Encore une fois, on ne peut pas parler de stratégies démographiques sans parler de la position de la femme dans son droit à la justice, à l’égalité des chances en matière économique, sociale et surtout de son implication politique. La participation de la femme Tunisienne reste bien en dessous de ce qui est espéré jusque là. Nous sommes vraiment gênés de voir aujourd’hui même, après la révolution et dans une phase de transition, qu’on se retrouve en Tunisie qu’avec une et une seule femme Ministre. Par hasard aussi, le Ministère qui lui a été alloué est celui des affaires de la femme et de la famille à défaut de le confier à un homme. Tout ça à mon avis sous entend encore une mentalité patriarcale. Il faudra relever les degrés de conscience à un niveau où on doit accepter la femme sans aucune discrimination basée sur le genre. Quand je parle de la qualité et de la place de la femme, il y a beaucoup de choses à dire, par exemple tout ce qui concerne la femme dans la zone rurale, son accès aux soins et à l’éducation et son implication dans la politique et aux postes clefs. Il faut mettre les moyens pour y accéder que cela soit par le biais des lois parce que, dès fois, à défaut de pouvoir changer par les mentalités, choses qui prennent parfois beaucoup de temps, on peut directement imposer certaines choses par la loi. L’exemple le plus proche est cette loi votée en mai 2011 qui avait obligé les listes électorales à observer la parité entre hommes et femmes au niveau de l’assemblée constituante. Contrairement, si ce choix ne dépendait que de celui des hommes politiques, il allait être soit bloqué ou soit en dessous du chiffre actuel (29%). La preuve en est que dans le gouvernement actuel, les femmes ne sont pas du tout représentées. Je ne pense même pas que cela soit en rapport avec l’idéologie des gouvernants actuels car , même au niveau de la GTT, qui est le plus grand syndicat des travailleurs Tunisiens, aucune femme ne figure dans le bureau exécutif. C’est pour vous dire que, de gauche comme de droite, la question de la femme reste à revaloriser, à repenser et à remettre en considération. Aujourd’hui, la Tunisie est entrain d’élaborer des mécanismes adéquats et des stratégies pour donner plus de tonus et de considération à la jeunesse et aux femmes afin de les introduire plus dans tous les projets sociétaux.

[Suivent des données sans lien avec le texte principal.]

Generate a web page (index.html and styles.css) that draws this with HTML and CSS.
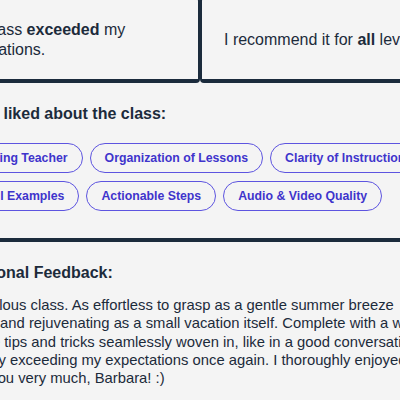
FILE: index.html
```html
<!DOCTYPE html>
<html lang="en">
<head>
<meta charset="utf-8">
<title>Class review</title>
<link rel="stylesheet" href="styles.css">
</head>
<body>
<main class="page">
  <section class="cards">
    <div class="card"><p>This class <b>exceeded</b> my expectations.</p></div>
    <div class="card"><p>I recommend it for <b>all</b> levels.</p></div>
  </section>
  <section class="liked">
    <h2>What I liked about the class:</h2>
    <ul class="chips">
      <li>Inspiring Teacher</li>
      <li>Organization of Lessons</li>
      <li>Clarity of Instruction</li>
      <li>Useful Examples</li>
      <li>Actionable Steps</li>
      <li>Audio &amp; Video Quality</li>
    </ul>
  </section>
  <section class="feedback">
    <h2>Additional Feedback:</h2>
    <p>A marvelous class. As effortless to grasp as a gentle summer breeze<br>calming and rejuvenating as a small vacation itself. Complete with a wealth of<br>valuable tips and tricks seamlessly woven in, like in a good conversation.<br>Definitely exceeding my expectations once again. I thoroughly enjoyed it.<br>Thank you very much, Barbara! :)</p>
  </section>
</main>
</body>
</html>
```
FILE: styles.css
```css
html, body {
  margin: 0;
  padding: 0;
}
body {
  background: #f4f4f4;
  color: #1c2b3b;
  font-family: "Liberation Sans", Arial, Helvetica, sans-serif;
  overflow: hidden;
  width: 400px;
  height: 400px;
}
.page {
  margin-left: -49px;
  width: 600px;
}
.cards {
  display: grid;
  grid-template-columns: 273px 273px;
  margin: -3px 0 0 -24px;
}
.card {
  display: flex;
  align-items: center;
  border: 2px solid #1b2b3c;
  border-bottom-width: 4px;
  border-radius: 4px;
  padding: 21px 22px 19px;
  font-size: 16px;
  line-height: 20px;
}
.card p {
  margin: 0;
}
.card b {
  font-weight: 700;
}
.liked {
  margin-top: 22px;
}
h2 {
  margin: 0;
  font-size: 16px;
  line-height: 18px;
  font-weight: 700;
}
.chips {
  list-style: none;
  margin: 20px 0 0;
  padding: 0;
  display: flex;
  flex-wrap: wrap;
  gap: 8px 7px;
  max-width: 500px;
}
.chips li {
  box-sizing: border-box;
  height: 30px;
  display: flex;
  align-items: center;
  padding: 0 14px;
  border: 1.5px solid #5d54e0;
  border-radius: 999px;
  font-size: 12.3px;
  font-weight: 700;
  color: #3f34cc;
  white-space: nowrap;
}
.feedback {
  margin-top: 27px;
  border-top: 4px solid #1b2b3c;
  padding-top: 22px;
}
.feedback p {
  margin: 14px 0 0 -6px;
  font-size: 14.8px;
  line-height: 18.3px;
  white-space: nowrap;
}
```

Le modèle de la femme Tunisienne d’avant la révolution était pourtant, aux yeux des observateurs, un exemple solide à saluer ?
Je pense que le modèle de la femme Tunisienne est excellent par rapport aux autres pays arabo-musulmans et africains. Il faut le dire, il y a aussi beaucoup de chose à renforcer et aussi il y avait des choses qui n’étaient pas mis en avant parce que le pays vivait sous un régime totalitaire et dictatorial. Pour vous dire qu’il y a eu tellement d’analyses et d’études qui n’ont jamais vu le jour, c’est-à-dire qui n’ont jamais été publiées. Les experts faisaient leur travail correctement mais parfois leurs chiffres allaient à l’encontre de l’image du régime en place. Par exemple, une étude récente qui a été publiée et qui montre que le pourcentage des violences faites aux femmes est de 47%. Un tel chiffre ne pouvait jamais être publié avant en Tunisie. Aujourd’hui, nous avons la chance de ne pas avoir des barrières sur la publication des chiffres ni dans le domaine de la croissance économique, ni dans le taux de pauvreté, ni dans le domaine de la scolarisation des femmes encore moins du taux de violence sexuelle. Le changement doit commencer avant tout par faire des études objectives et de ne pas avoir peur de les publier telles qu’elles sont. Ce qui nous permettra de mettre en place des mécanismes efficaces pour changer la vie quotidienne des populations Tunisiennes et d’aller en avant vers un avenir meilleur.
Un mot sur la conférence internationale de la population et du développement tenue à Addis Abeba?
Je pense que participer à cette conférence est une opportunité d’abord entre les experts des différents pays d’élaborer des stratégies communes pour toute l’Afrique malgré que l’Afrique soit un continent très vaste constituée de pays, diversifiés dans leur culture, leur religion et leur politique de développement. Mais le fait d’avoir une vision globale et homogène est à saluer par tous. Quand on est nombreux à lever la voix et à mettre main dans la main ensemble pour défendre la cause Africaine, on arrivera à de meilleurs résultats. Je pense qu’ensemble il y a matière à conjuguer les efforts des uns et des autres. Des expériences acquises dans certains pays Africains et dans des domaines variés doivent être mise au service de certains pays qui en demandent pour renforcer leur modèle de développement. Je pense qu’une rencontre du genre pourrait être utile et bénéfique pour tous si elle sort vraiment aussi du simple slogan. Elle permettra directement de pouvoir proposer des stratégies et des mécanismes efficaces et faciles à poursuivre. Le plus important n’est pas de donner des rapports de synthèse avec des recommandations mais de pouvoir tirer profit sur le plan pratique en prenant des mesures qui améliorent les conditions de vie des populations Africaines. Il faudra aussi donner les moyens permettant d’exécuter les différentes Voici ma recommandation. Qu’on mette en place des lois sanctionnant tous ceux qui ne respecteront pas les différentes conventions signées.